Jangan sampai terjebak pinjaman yang tidak mungkin kuat untuk membayar. Ingat berita viral megenai pinjaman online belum lama ini, pintu masuknya berawal dari salah satu bentuk kemudahan pinjaman.

Hampir semua lembaga keuangan dengan manisnya menawarkan kemudahan jaminan. Tetapi perlu kita ingat, yang berat itu membayar. Ketika uang sudah habis untuk hidup, barang sudah rusak kita pakai, bahkan ada yang hilang tetapi pihak lain tidak peduli, pinjaman adalah pinjaman yang wajib untuk ditunaikan.

***

Kadang kita tidak sadar, pada saat kita mampu membeli sebenarnya hanya pada titik keuangan dasar. Pada saat itu orang cenderung merasa mapan, dan terpancing membelanjakan apa yang menarik baginya, tanpa persiapan kebutuhan lain.

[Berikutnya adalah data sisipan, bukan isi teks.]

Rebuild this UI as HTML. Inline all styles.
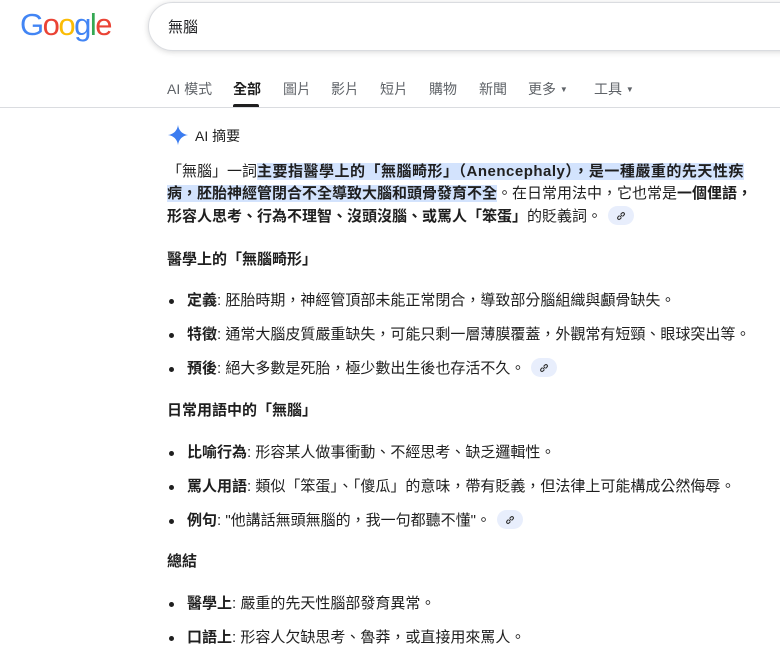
<!DOCTYPE html>
<html><head><meta charset="utf-8">
<style>
*{margin:0;padding:0;box-sizing:border-box}
body{width:780px;height:654px;overflow:hidden;background:#fff;font-family:"Liberation Sans","Noto Sans CJK TC",sans-serif;color:#1f1f1f;position:relative}
.a{position:absolute;white-space:nowrap}
.logo{left:20px;top:7px;font-size:31px;letter-spacing:-1.5px;font-family:"Liberation Sans",sans-serif}
.search{position:absolute;left:148px;top:2px;width:660px;height:49px;border:1px solid #dadce0;border-radius:25px;box-shadow:0 1px 6px rgba(32,33,36,.18)}
.nav{top:79px;font-size:14px;color:#5f6368}
.t{font-size:15px;line-height:22px}
b{font-weight:bold;color:#1f1f1f}
.hl{background:#d3e3fd}
.dot{position:absolute;width:5px;height:5px;border-radius:50%;background:#1f1f1f}
.lk{display:inline-block;width:26px;height:19px;border-radius:10px;background:#e8eefc;vertical-align:middle;margin-left:6px;position:relative;top:-2px}
.lk svg{position:absolute;left:8px;top:5px}
</style></head><body>
<div class="a logo"><span style="color:#4285f4">G</span><span style="color:#ea4335">o</span><span style="color:#fbbc05">o</span><span style="color:#4285f4">g</span><span style="color:#34a853">l</span><span style="color:#ea4335">e</span></div>
<div class="search"></div>
<div class="a" style="left:168px;top:16px;font-size:15px;color:#202124">無腦</div>

<div class="a nav" style="left:167px">AI 模式</div>
<div class="a nav" style="left:233px;color:#1f1f1f;font-weight:bold">全部</div>
<div class="a" style="left:233px;top:104px;width:26px;height:3px;background:#1f1f1f;border-radius:2px 2px 0 0"></div>
<div class="a nav" style="left:283px">圖片</div>
<div class="a nav" style="left:331px">影片</div>
<div class="a nav" style="left:380px">短片</div>
<div class="a nav" style="left:429px">購物</div>
<div class="a nav" style="left:479px">新聞</div>
<div class="a nav" style="left:528px">更多 <span style="font-size:8px;position:relative;top:-2px">▼</span></div>
<div class="a nav" style="left:594px">工具 <span style="font-size:8px;position:relative;top:-2px">▼</span></div>
<div class="a" style="left:0;top:107px;width:780px;height:1px;background:#dadce0"></div>

<svg class="a" style="left:167px;top:124px" width="22" height="22" viewBox="0 0 24 24"><path d="M12 1C12.6 7 17 11.4 23 12 17 12.6 12.6 17 12 23 11.4 17 7 12.6 1 12 7 11.4 11.4 7 12 1Z" fill="#3b7cf0"/></svg>
<div class="a" style="left:195px;top:126px;font-size:14px;color:#1f1f1f">AI 摘要</div>

<div class="a t" style="left:167px;top:161px">「無腦」一詞<span class="hl"><b style="letter-spacing:0.5px">主要指醫學上的「無腦畸形」（Anencephaly），是一種嚴重的先天性疾</b></span></div>
<div class="a t" style="left:167px;top:183px"><span class="hl"><b>病，胚胎神經管閉合不全導致大腦和頭骨發育不全</b></span>。在日常用法中，它也常是<b>一個俚語，</b></div>
<div class="a t" style="left:167px;top:206px"><b>形容人思考、行為不理智、沒頭沒腦、或罵人「笨蛋」</b>的貶義詞。<span class="lk"><svg width="10" height="10" viewBox="0 0 10 10"><path d="M4 6 6 4M3.5 4.5 2 6a1.4 1.4 0 0 0 2 2l1.5-1.5M6.5 5.5 8 4a1.4 1.4 0 0 0-2-2L4.5 3.5" stroke="#333" stroke-width="1.1" fill="none"/></svg></span></div>

<div class="a t" style="left:167px;top:249px"><b>醫學上的「無腦畸形」</b></div>
<div class="dot" style="left:169px;top:299px"></div><div class="a t" style="left:187px;top:290px"><b>定義</b>: 胚胎時期，神經管頂部未能正常閉合，導致部分腦組織與顱骨缺失。</div>
<div class="dot" style="left:169px;top:333px"></div><div class="a t" style="left:187px;top:324px"><b>特徵</b>: 通常大腦皮質嚴重缺失，可能只剩一層薄膜覆蓋，外觀常有短頸、眼球突出等。</div>
<div class="dot" style="left:169px;top:367px"></div><div class="a t" style="left:187px;top:358px"><b>預後</b>: 絕大多數是死胎，極少數出生後也存活不久。<span class="lk"><svg width="10" height="10" viewBox="0 0 10 10"><path d="M4 6 6 4M3.5 4.5 2 6a1.4 1.4 0 0 0 2 2l1.5-1.5M6.5 5.5 8 4a1.4 1.4 0 0 0-2-2L4.5 3.5" stroke="#333" stroke-width="1.1" fill="none"/></svg></span></div>

<div class="a t" style="left:167px;top:400px"><b>日常用語中的「無腦」</b></div>
<div class="dot" style="left:169px;top:451px"></div><div class="a t" style="left:187px;top:442px"><b>比喻行為</b>: 形容某人做事衝動、不經思考、缺乏邏輯性。</div>
<div class="dot" style="left:169px;top:485px"></div><div class="a t" style="left:187px;top:476px"><b>罵人用語</b>: 類似「笨蛋」、「傻瓜」的意味，帶有貶義，但法律上可能構成公然侮辱。</div>
<div class="dot" style="left:169px;top:519px"></div><div class="a t" style="left:187px;top:510px"><b>例句</b>: "他講話無頭無腦的，我一句都聽不懂"。<span class="lk"><svg width="10" height="10" viewBox="0 0 10 10"><path d="M4 6 6 4M3.5 4.5 2 6a1.4 1.4 0 0 0 2 2l1.5-1.5M6.5 5.5 8 4a1.4 1.4 0 0 0-2-2L4.5 3.5" stroke="#333" stroke-width="1.1" fill="none"/></svg></span></div>

<div class="a t" style="left:167px;top:551px"><b>總結</b></div>
<div class="dot" style="left:169px;top:602px"></div><div class="a t" style="left:187px;top:593px"><b>醫學上</b>: 嚴重的先天性腦部發育異常。</div>
<div class="dot" style="left:169px;top:636px"></div><div class="a t" style="left:187px;top:627px"><b>口語上</b>: 形容人欠缺思考、魯莽，或直接用來罵人。</div>
</body></html>
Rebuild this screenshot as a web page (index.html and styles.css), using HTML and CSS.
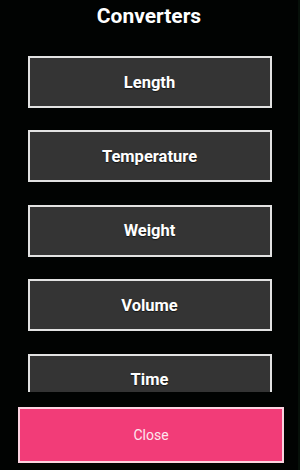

Sering kali orang lupa untuk menabung, menyisihkan sebagian rizkinya untuk sedekah sebagai rasa syukur. Boro-boro untuk dana tidak terduga, darurat kesehatan, sakit kritis, kecelakaan, kehilangan pekerjaan akan sangat jauh dari pikiran (bagi orang-orang yang sebetulnya dapat membeli proteksi kesehatan dan melakukan saving).

Banyak di antara kita berprinsip apa yang terjadi terjadilah, itulah takdir. We are the ethernal risk taker (kami siap ambil risiko apapun), kebanyakan dari kita adalah pengambil risiko yang membutakan mata akan kemungkinan buruk yang dapat terjadi.

***

Saya yakin eyang Sri tidak mengetahui apa itu risiko, apa itu investasi, apalagi proteksi, karena pada masa itu belum ada konsultan keuangan, seperti Safir Senduk, Prita Ghozie, Ligwina Hananto, Aidil Akbar atau lainnya. Tetapi beliau sudah memahami pengelolaan keuangan dengan keterbatasan logika dan proyeksi masa depan.

Cerita eyang Sri sudah mengingatkan kita dan memberi contoh yang baik untuk hidup bersahaja. Menabung sangat penting, dan seyogyanya dibudayakan sejak masa anak-anak, supaya generasi muda kita menjadi kokoh dalam. mempersiapkan masa depan dan kuat menghadapi goncangan ekonomi.

Bukan kah tidak nyaman jika hidup kekurangan karena kesalahan gaya hidup kita sendiri. Jangan dibiasakan lebih besar pasak daripada tiang. Kalau eyang Sri yang sudah renta saja sudah dapat mengelola keuangan dari pendapatan beliau, bagaimana dengan kita? Semoga prinsip ekonomi dan persiapan dana tak terduga mulai dipikirkan dari sekarang.